Gardeners often mistake them for trouble. But Lafayette taught us otherwise.

They are decomposers.

Soil knitters.

Nutrient movers.

Part of the hidden system that keeps gardens alive.

Lafayette learned plants first not from textbooks, but from his father, a tenant farmer in Mississippi.

His father taught him to identify trees by their bark, their fruit, and by the sticky, gum-like sap of sweet gum trees, which they would chew as they walked.

Sometimes knowledge came barefoot.

Sometimes it came sticky with sap.

Sometimes it came from watching what survived when the heat stayed too long.

At sixteen, Lafayette entered Tuskegee University, where he studied during the final years of George Washington Carver's life.

Later, as a scientist and educator, Lafayette became something just as important as a researcher.

He became a bridge.

In 1958, he helped integrate the Association of Southeastern Biologists, opening professional doors that had long been closed to Black scientists.

He went on to build botany programs, mentor generations of students, and insist that the garden of science be open to everyone willing to tend it.

A species of Hawaiian shrub, Cyrtandra frederickii, was named in his honor.

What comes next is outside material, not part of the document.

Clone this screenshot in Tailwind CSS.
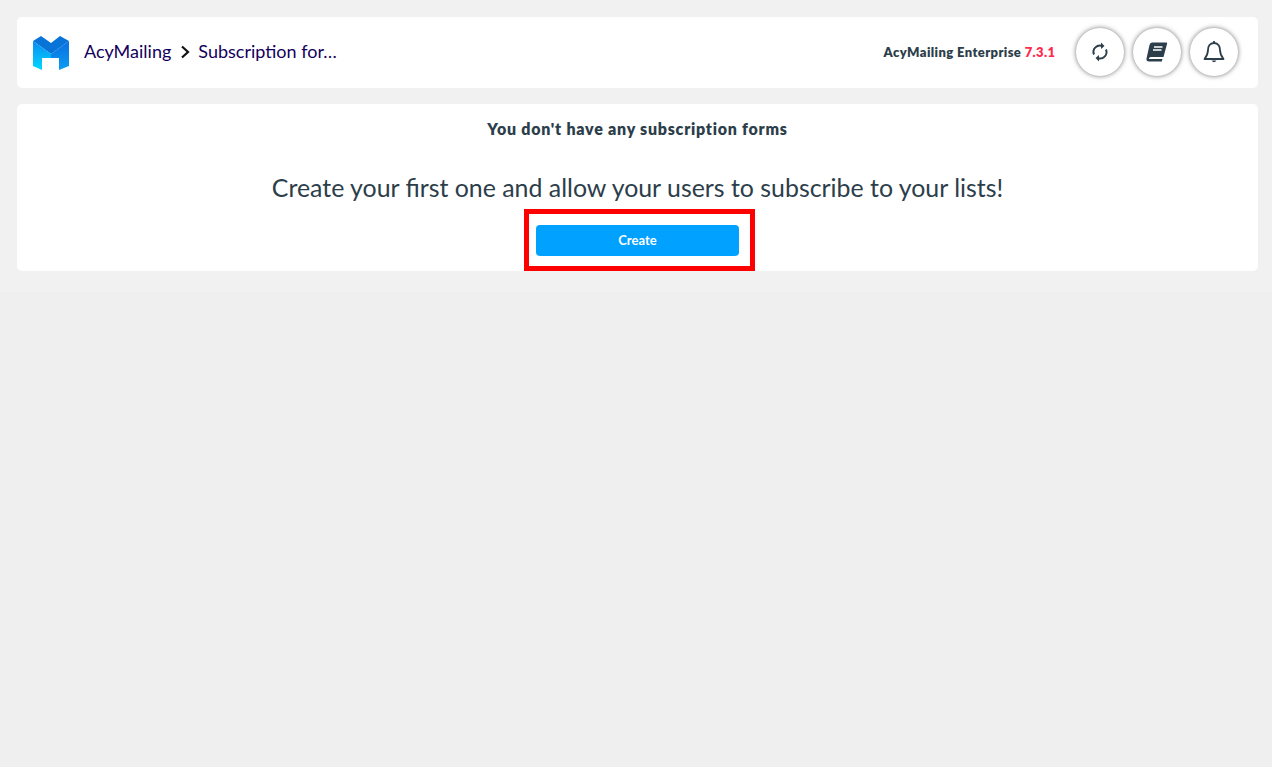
<!DOCTYPE html>
<html lang="en">
  <head>
    <meta charset="UTF-8" />
    <title>Subscription forms - AcyMailing</title>
    <script src="https://cdn.jsdelivr.net/npm/@tailwindcss/browser@4"></script>
  </head>
  <body class="bg-[#efefef] min-h-screen font-['Lato',sans-serif] text-[#2c3e4a]">
    <div class="pl-[17px] pr-[14px] pt-[17px] pb-[21px] bg-[#f1f1f1]">
      <!-- top bar -->
      <header class="h-[71px] bg-white rounded-[5px] flex items-center pl-[16px] pr-[20.5px] mb-[16px]">
        <svg class="w-[36px] h-[34px] shrink-0" viewBox="0 0 36 34">
          <defs>
            <linearGradient id="side" x1="0" y1="0" x2="0" y2="1">
              <stop offset="0" stop-color="#0a8cf0" />
              <stop offset="1" stop-color="#00d8ff" />
            </linearGradient>
            <linearGradient id="right" x1="0" y1="0" x2="0" y2="1">
              <stop offset="0" stop-color="#0a6fe0" />
              <stop offset="1" stop-color="#0a9cf2" />
            </linearGradient>
          </defs>
          <path d="M0 5L8 0L18 7L27 0L36 5L18 18Z" fill="#0874d8" />
          <path d="M0 5L18 18V22H9V34L0 30Z" fill="url(#side)" />
          <path d="M36 5L18 18V22H26V34L36 30Z" fill="url(#right)" />
        </svg>
        <nav class="flex items-center ml-[15px] -mt-[2px] text-[18px] text-[#14005c]">
          <span>AcyMailing</span>
          <svg class="w-[10px] h-[14px] mx-[9px] mt-[1px]" viewBox="0 0 10 14" fill="none" stroke="#111" stroke-width="2.2">
            <path d="M2 1.5L8 7L2 12.5" />
          </svg>
          <span class="-ml-[1px]">Subscription for…</span>
        </nav>
        <div class="ml-auto flex items-center">
          <span class="text-[13px] font-extrabold tracking-[0.4px] mr-[20px]">AcyMailing Enterprise <span class="text-[#ff2b4e]">7.3.1</span></span>
          <div class="flex gap-[9px] -mt-[1px]">
            <button class="w-[48px] h-[48px] rounded-full bg-white shadow-[0_0_5px_rgba(0,0,0,0.55)] flex items-center justify-center">
              <svg class="w-[18px] h-[20px]" viewBox="0 0 18 20" fill="none" stroke="#2c3e4a" stroke-width="2">
                <path d="M3 12.5A6.5 6.5 0 0 1 11.5 4" />
                <path d="M15 7.5A6.5 6.5 0 0 1 6.5 16" />
                <path d="M10 0.5L13.5 4L10 7Z" fill="#2c3e4a" stroke="none" />
                <path d="M8 13L4.5 16L8 19.5Z" fill="#2c3e4a" stroke="none" />
              </svg>
            </button>
            <button class="w-[48px] h-[48px] rounded-full bg-white shadow-[0_0_5px_rgba(0,0,0,0.55)] flex items-center justify-center">
              <svg class="w-[22px] h-[20px]" viewBox="0 0 22 20">
                <path d="M6 0.5H20.5Q21.5 0.5 21 2L17.5 15H5Q3 15 2.8 17H16.5L15.8 19.5H3Q0 19.5 0.5 16.5L3.5 3Q4 0.5 6 0.5Z" fill="#2c3e4a" />
                <path d="M8 5H16.5M7 8H15.5" stroke="#fff" stroke-width="1.5" />
              </svg>
            </button>
            <button class="w-[48px] h-[48px] rounded-full bg-white shadow-[0_0_5px_rgba(0,0,0,0.55)] flex items-center justify-center">
              <svg class="w-[22px] h-[24px]" viewBox="0 0 22 24" fill="none" stroke="#2c3e4a" stroke-width="1.8">
                <path d="M11 3C6.5 3 5 6.5 5 10C5 14.5 3.5 16.5 1.5 19H20.5C18.5 16.5 17 14.5 17 10C17 6.5 15.5 3 11 3Z" stroke-linejoin="round" />
                <path d="M11 3V1" />
                <path d="M8.5 20.5Q11 24 13.5 20.5Z" fill="#2c3e4a" stroke="none" />
              </svg>
            </button>
          </div>
        </div>
      </header>

      <!-- empty state card -->
      <main class="relative h-[167px] bg-white rounded-[5px] flex flex-col items-center">
        <h2 class="mt-[15px] text-[16px] leading-[20px] font-extrabold tracking-[0.75px]">You don't have any subscription forms</h2>
        <p class="mt-[30px] text-[24.9px] leading-[36px]">Create your first one and allow your users to subscribe to your lists!</p>
        <button class="mt-[20px] w-[203px] h-[31px] bg-[#00a1ff] rounded-[4px] text-white text-[13px] font-bold">Create</button>
        <!-- highlight drawn over the screenshot -->
        <div class="absolute left-[507px] top-[105px] w-[231px] h-[62px] border-[5px] border-[#ff0000]"></div>
      </main>
    </div>
  </body>
</html>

Lafayette reminds us that the health of every garden depends on invisible labor, and that inclusion, like soil, must be cultivated on purpose.

Unearthed Words

In today's Unearthed Words, we hear a poem by Berton Braley, published in Science News Letter on this day in 1929.

Botany

There should be no monotony
In studying your botany;
It helps to train
And spur the brain—
Unless you haven't gotany.

It teaches you, does Botany,
To know the plants and spotany,
And learn just why
They live or die—
In case you plant or potany.

Your time, if you'll allotany,
Will teach you how and what any
Old plant or tree
Can do or be—
And that's the use of Botany!\

The poem reminds us that botany was never meant to be joyless.

Even the charts.

Even the Latin names.

Learning plants has always carried a little laughter alongside the work.

Book Recommendation


Women Gardeners by Yvonne Cuthbertson



It's Women Gardeners Week here on The Daily Gardener, which means all of the book recommendations for this week celebrate women who shaped gardens, gardening literature, and horticultural history, often without the recognition they deserved.

This is a book about persistence.

About women who gardened where they were allowed to stand, borrowed land, kitchen plots, schoolyards, and estates they would never inherit.

It's about making beauty anyway.

About tending something that might not last, but tending it faithfully all the same.

It's the long history Vita knew she belonged to, even when the gates were closed.

Botanic Spark

And finally, here's something sweet to ignite the little botanic spark in your heart.

1902 Will Geer was born.

Most people remember him as Grandpa Walton on The Waltons.

But before, and during, that fame, Will was a botanist.

When Hollywood blacklisted him during the McCarthy era, he turned to the land.

In Topanga Canyon, California, he built the Theatricum Botanicum, a living theater where Shakespeare was performed among the plants named in his plays.

He grew vegetables instead of lawns.

Sold produce to survive.

Fed other blacklisted artists.

On the set of The Waltons, he insisted the backlot garden be filled with real, edible plants, snacking on them between takes, teaching young actors their botanical names.

He believed gardens should feed people, body and spirit.

Will was also a lifelong activist and a friend to folk singers like Woody Guthrie and Pete Seeger.

When he died in 1978, his family recited Robert Frost poems and sang folk songs at his bedside.

His ashes were buried in the Shakespeare Garden he planted, a reminder that some lives take root exactly where they are needed.

Final Thoughts

To spotany.

To notice what lives quietly beneath the surface.

Vita showed us how beauty can be shaped with intention.

Lafayette taught us to honor the unseen labor that sustains every garden.

And Will reminded us that when the world closes its doors, the soil is still willing to receive us.

Thanks for listening to The Daily Gardener.
And remember, for a happy, healthy life, garden every day.